In Fullerton recently, two people on opposite sides of the debate came to blows that reportedly involved kicking. Both were arrested on suspicion of misdemeanor simple assault. No one suffered significant injuries.

Increasingly, more groups are protesting at the sites where day laborers seek work, Gilchrist said. And that’s happening not only in Southern California, he said, but in other border states and in cities such as Las Vegas, Chicago and Boston.

A recent university study of U.S. day laborers estimated that three-fourths are undocumented immigrants, primarily from Mexico and Central America. Forty percent have been in the United States for more than six years, and 28% of their children are U.S. citizens.

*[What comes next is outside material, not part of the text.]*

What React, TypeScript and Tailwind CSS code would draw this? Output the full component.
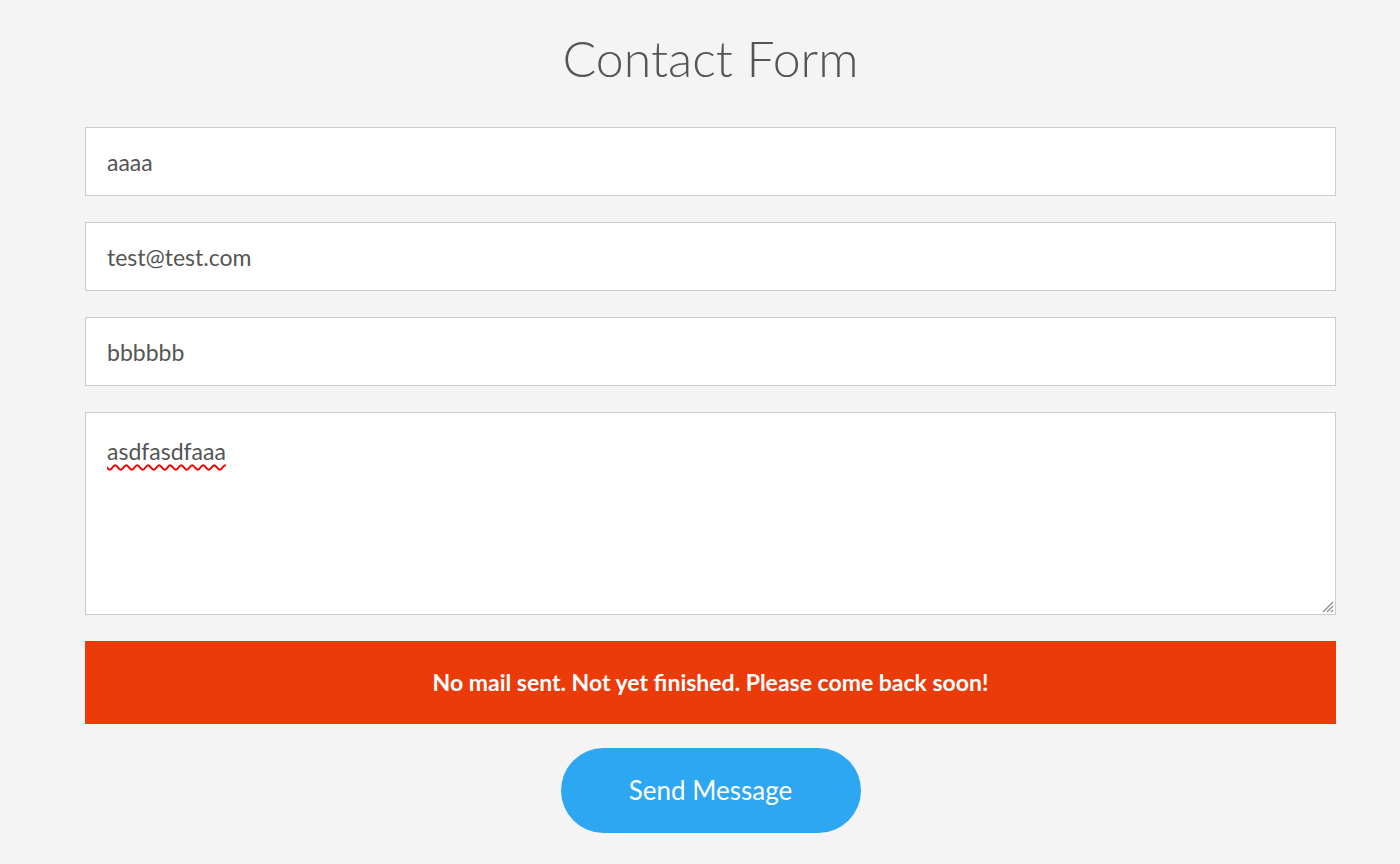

Hvidston, a property manager, said she was never an activist until she came across immigrant advocates demonstrating near her home. She remembered being outraged when a person she believed to be an undocumented worker told her she couldn’t walk on the sidewalk because of the rally.

When Hvidston conducted an event in Laguna Beach, she was joined by Garcia, 49, of Laguna Beach, who often wears white pants with sparkly red and blue outfits for the occasion.

Garcia was miffed because a Laguna Beach day labor center was receiving about one-third of its $75,000 annual budget from the city. That money, Garcia argues, could have helped victims of a recent mudslide in the city.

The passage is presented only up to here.